Yes this is using levski branch of edgex compose, stock 2.3.0 images (ignore the first usb one):

image

Full docker compose: docker-compose.yml.txt

ajcasagrande commented 1 year ago

Ok, so I have looked into it further, and the issue is being caused due to a timing issue in regards to the actual architecture of EdgeX (device-sdk-go) itself. Since EdgeX only provides an Initialize function and not a Start function, we (device-onvif-camera devs) have placed logic in the Initialize block which will ultimately cause the UpdateDevice to be called.

However, looking at the code: https://github.com/edgexfoundry/device-sdk-go/blob/v2.3.0/pkg/service/init.go#L56-L67

The Initialize function is called before the selfRegister function. Because of this, the dic has not been updated to reflect the current running service, thus resulting in the empty value being returned.

The problem is that I assume this order was chosen to prevent a device service that failed initialization from registering. This is where the connundrum happens. So my suggestions forward is that I will create a feature request to implement a Start callback for the service which is called after the registration and bootstrapping. And then for the current codebase, implement a hacky async sleep to allow the registration to occur before the devices are communicated with.

Edit: Alternatively, a potential fix for the current codebase would be to move these line of code https://github.com/edgexfoundry/device-sdk-go/blob/v2.3.0/pkg/service/service.go#L221-L227 to a new function which is called earlier in the bootstrap process (before driver.Initialize at least).

lenny-goodell commented 1 year ago

@ajcasagrande, we will need to back port you hack to the levski code and release a path since this is a blocking bug, correct?

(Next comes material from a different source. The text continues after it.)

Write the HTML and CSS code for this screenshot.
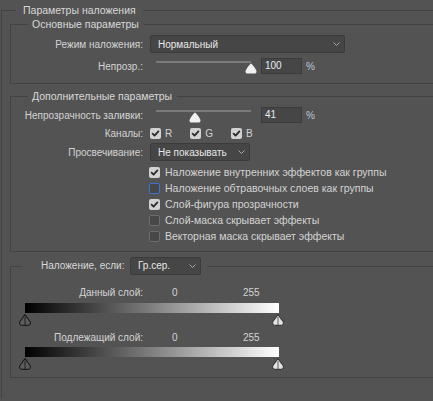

ajcasagrande commented 1 year ago

@ajcasagrande, we will need to back port you hack to the levski code and release a path since this is a blocking bug, correct?

Yes, either the hack will need to be applied to the levski release of device-onvif-camera (and possibly device-usb-camera), or the alternative method would need to be patched in levski device-sdk-go.

lenny-goodell commented 1 year ago

Edit: Alternatively, a potential fix for the current codebase would be to move these line of code https://github.com/edgexfoundry/device-sdk-go/blob/v2.3.0/pkg/service/service.go#L221-L227 to a new function which is called earlier in the bootstrap process (before driver.Initialize at least).

@ajcasagrande , this seems like a good fix for Levski and then the Start API for Minnesota for better control. Thoughts?

ajcasagrande commented 1 year ago

@lenny-intel Yes, I like that fix for Levski as opposed to doing the hack-y sleep method, assuming there are no other issues that arise after patching it.

lenny-goodell commented 1 year ago

Moved this to the ONVIF repo for implementing the Start() API for this service

lenny-goodell commented 1 year ago

Latest SDK requires the Start API() to be implemented.

cloudxxx8 commented 1 year ago

@ajcasagrande do you need my team to help fix this issue in 3.0?

cloudxxx8 commented 1 year ago

@ajcasagrande @presatish are you able to resolve this by the code freeze date (May 10th)?

presatish commented 1 year ago

@cloudxxx8 I think we should be able to. We have prioritized this issue along with others to complete by May 10th.

ajcasagrande commented 1 year ago

@cloudxxx8 Sorry, my notifications seem to not be working properly, or I set my outlook rules incorrectly. Yes, we will address this. Bruce has already added the stub for it, and I can implement it after my current refactor PR, since it may cause conflicts if done separately.